This chapter beckons historians of US international and transnational relations to borders – those spaces at which different systems of meaning and organization intersect.
Borders – both territorial and symbolic – can be messy places. They may produce conflict, demoralization, fear, and oppression. They may generate attraction, hybridization, creativity, and liberation. Borders are not one way or they would not be borders. The Berlin Wall marked a border. The metropolitan area of San Diego and Tijuana straddles a border. The journal Diplomatic History has been most controversial, and most successful, when it has pushed the borders of its field of study. All of these provide apt, but different, metaphors of the dangers and opportunities represented at borders. As conflicted zones, borders may be unsettled and postmodern in fostering juxtapositions, and – for that reason – they often raise concerns over control and become sites for oppression and policing as well as for resistance, imagination, and even emancipation.
Writing histories of US foreign relations is involved with – and complicated by – borders. Traditional scholarship in diplomatic history dealt largely with bounded states in a fairly defined international system.
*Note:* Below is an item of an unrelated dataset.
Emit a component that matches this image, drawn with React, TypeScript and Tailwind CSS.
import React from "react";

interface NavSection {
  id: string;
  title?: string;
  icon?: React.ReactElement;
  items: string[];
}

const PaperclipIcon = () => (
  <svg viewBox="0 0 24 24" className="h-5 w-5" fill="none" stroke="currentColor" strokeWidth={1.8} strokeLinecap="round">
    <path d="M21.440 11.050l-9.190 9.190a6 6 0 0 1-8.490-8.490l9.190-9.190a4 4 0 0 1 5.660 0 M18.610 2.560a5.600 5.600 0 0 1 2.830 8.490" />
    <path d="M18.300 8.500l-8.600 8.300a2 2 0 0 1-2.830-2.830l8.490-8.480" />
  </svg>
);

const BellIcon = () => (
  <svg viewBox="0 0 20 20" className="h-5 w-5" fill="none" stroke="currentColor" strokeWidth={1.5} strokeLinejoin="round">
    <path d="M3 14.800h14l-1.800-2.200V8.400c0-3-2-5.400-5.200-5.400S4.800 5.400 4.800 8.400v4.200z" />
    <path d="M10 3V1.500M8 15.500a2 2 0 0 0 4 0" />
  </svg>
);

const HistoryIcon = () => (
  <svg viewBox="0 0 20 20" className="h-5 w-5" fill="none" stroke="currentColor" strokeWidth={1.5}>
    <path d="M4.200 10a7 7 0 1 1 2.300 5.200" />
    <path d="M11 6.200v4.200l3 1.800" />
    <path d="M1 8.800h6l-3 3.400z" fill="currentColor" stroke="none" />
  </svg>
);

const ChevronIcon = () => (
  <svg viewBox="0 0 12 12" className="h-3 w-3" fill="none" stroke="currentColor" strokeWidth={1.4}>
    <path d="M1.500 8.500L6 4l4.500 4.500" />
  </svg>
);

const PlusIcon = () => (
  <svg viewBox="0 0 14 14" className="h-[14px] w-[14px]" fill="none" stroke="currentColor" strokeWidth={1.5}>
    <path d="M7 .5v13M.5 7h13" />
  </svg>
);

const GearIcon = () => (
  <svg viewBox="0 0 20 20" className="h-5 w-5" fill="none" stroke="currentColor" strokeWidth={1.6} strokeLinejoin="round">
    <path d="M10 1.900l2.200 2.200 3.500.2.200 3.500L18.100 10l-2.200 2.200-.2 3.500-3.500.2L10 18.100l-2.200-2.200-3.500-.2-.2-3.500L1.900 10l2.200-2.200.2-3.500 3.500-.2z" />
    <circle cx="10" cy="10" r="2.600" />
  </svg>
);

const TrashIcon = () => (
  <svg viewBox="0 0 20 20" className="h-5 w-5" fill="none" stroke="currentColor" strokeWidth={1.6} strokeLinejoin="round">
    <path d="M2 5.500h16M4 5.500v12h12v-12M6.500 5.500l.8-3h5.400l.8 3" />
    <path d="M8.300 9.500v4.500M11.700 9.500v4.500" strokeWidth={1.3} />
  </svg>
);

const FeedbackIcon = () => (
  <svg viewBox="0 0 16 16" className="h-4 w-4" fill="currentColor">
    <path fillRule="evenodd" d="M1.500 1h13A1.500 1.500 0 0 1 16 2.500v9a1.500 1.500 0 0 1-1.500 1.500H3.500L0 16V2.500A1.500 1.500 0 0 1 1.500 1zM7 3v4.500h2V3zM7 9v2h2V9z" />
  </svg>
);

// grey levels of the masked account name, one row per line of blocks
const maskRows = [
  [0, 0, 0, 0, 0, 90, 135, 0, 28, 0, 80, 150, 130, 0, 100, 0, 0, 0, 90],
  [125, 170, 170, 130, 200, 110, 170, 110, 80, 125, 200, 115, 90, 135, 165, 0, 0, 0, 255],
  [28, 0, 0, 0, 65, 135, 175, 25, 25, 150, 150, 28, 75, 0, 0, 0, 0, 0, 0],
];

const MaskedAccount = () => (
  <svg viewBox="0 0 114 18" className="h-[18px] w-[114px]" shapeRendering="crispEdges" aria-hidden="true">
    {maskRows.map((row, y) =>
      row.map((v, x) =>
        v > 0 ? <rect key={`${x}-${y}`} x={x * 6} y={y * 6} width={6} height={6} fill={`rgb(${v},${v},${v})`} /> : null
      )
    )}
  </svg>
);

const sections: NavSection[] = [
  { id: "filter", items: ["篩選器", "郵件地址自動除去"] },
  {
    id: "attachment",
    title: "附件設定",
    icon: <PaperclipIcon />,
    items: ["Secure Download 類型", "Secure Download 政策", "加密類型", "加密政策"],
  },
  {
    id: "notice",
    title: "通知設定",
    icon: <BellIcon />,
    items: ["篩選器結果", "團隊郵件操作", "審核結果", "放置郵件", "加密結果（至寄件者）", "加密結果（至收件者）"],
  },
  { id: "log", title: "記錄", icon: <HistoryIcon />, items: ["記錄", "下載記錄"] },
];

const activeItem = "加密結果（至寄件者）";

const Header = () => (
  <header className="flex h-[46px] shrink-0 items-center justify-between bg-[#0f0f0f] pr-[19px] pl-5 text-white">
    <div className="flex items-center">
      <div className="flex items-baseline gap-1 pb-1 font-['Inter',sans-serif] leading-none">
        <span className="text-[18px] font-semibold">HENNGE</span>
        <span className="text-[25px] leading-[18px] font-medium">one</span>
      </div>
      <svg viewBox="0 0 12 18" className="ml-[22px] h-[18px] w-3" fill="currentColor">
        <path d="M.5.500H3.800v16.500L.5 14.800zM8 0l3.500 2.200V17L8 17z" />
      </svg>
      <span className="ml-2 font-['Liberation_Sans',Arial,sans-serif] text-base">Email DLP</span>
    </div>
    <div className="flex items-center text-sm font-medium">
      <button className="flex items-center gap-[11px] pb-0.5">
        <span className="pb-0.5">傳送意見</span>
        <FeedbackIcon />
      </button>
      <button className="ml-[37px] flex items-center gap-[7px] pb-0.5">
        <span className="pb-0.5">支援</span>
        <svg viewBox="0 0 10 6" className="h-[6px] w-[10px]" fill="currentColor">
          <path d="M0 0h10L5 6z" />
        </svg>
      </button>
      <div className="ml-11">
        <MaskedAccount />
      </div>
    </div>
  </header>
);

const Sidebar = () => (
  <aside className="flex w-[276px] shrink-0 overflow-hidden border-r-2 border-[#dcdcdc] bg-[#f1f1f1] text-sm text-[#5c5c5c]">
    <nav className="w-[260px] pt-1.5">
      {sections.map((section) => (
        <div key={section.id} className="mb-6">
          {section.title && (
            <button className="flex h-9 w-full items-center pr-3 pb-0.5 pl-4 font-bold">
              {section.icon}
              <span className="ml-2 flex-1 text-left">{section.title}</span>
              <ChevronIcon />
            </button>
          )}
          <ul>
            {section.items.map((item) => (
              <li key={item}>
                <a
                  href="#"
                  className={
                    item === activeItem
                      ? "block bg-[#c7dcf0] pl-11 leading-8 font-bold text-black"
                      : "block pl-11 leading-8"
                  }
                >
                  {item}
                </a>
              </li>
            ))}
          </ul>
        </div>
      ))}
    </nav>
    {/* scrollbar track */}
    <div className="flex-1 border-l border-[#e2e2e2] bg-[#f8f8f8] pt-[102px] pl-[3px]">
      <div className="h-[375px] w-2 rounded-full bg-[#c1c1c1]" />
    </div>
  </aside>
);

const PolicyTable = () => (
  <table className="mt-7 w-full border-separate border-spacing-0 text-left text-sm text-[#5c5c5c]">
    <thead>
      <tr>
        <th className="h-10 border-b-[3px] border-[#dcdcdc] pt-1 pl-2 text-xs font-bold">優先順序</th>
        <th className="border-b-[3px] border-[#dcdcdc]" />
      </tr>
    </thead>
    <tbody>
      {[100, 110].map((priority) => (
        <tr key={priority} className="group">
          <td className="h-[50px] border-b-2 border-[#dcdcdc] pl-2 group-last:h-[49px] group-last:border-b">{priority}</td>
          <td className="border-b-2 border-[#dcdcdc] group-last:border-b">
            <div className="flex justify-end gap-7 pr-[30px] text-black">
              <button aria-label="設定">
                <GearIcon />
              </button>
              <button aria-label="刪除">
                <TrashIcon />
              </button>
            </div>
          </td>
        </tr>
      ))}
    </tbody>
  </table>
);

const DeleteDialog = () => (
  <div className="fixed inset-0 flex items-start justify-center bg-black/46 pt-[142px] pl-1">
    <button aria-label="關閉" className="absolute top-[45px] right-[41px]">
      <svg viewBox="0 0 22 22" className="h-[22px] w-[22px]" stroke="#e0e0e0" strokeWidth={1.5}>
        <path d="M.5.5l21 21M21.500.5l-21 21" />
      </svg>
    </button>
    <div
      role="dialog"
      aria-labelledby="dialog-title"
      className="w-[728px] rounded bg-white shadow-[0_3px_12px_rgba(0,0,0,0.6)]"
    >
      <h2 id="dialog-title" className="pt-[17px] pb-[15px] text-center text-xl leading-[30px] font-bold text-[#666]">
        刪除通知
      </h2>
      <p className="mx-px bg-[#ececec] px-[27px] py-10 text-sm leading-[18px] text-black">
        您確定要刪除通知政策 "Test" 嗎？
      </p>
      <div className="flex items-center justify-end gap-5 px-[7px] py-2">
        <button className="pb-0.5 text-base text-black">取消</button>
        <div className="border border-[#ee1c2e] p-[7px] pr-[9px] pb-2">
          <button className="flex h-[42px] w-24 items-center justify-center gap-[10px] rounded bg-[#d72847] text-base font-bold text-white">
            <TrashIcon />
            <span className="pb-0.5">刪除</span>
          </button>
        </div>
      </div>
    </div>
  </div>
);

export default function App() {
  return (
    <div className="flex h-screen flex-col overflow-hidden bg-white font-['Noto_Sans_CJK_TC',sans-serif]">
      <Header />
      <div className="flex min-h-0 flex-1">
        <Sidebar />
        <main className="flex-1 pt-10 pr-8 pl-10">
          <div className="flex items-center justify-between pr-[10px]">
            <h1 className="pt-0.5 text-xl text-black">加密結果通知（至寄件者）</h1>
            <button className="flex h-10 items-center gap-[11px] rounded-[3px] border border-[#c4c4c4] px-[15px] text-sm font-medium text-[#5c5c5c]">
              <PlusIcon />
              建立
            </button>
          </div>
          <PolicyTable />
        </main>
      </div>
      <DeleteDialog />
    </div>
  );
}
More recently, scholarship shifted toward a revised nomenclature called “America and the World” and toward transnational themes in which economic and cultural interactions, especially among nonstate actors, have become more visible. In addition, historians of America and the World now work within a larger universe of scholarly discourse that blurs disciplinary borders and debates the saliency of modernist categories and assumptions about the writing of history. Interrogating the borders of politics and power, of culture and knowledge, has been transformative. This chapter, in encouraging readers to think about borders of all kinds, considers some influential theoretical frames and reflects upon various directions suggested by recent scholarship.
MAKING MEANING ALONG BORDERS: OTHERING AND CONTACT ZONES
The border between “West” and “East,” “Occident” and “Orient,” is surely one of the most structuring, and also contentious, frameworks in global politics. Edward Said's Orientalism, a seminal work that has framed academic conversations for over three decades, is an appropriate place to begin a discussion of border-creation. Although Orientalism deals with Western representations of the Middle East, the implications of Said's work – and the debates generated by its many critics – extend far more broadly.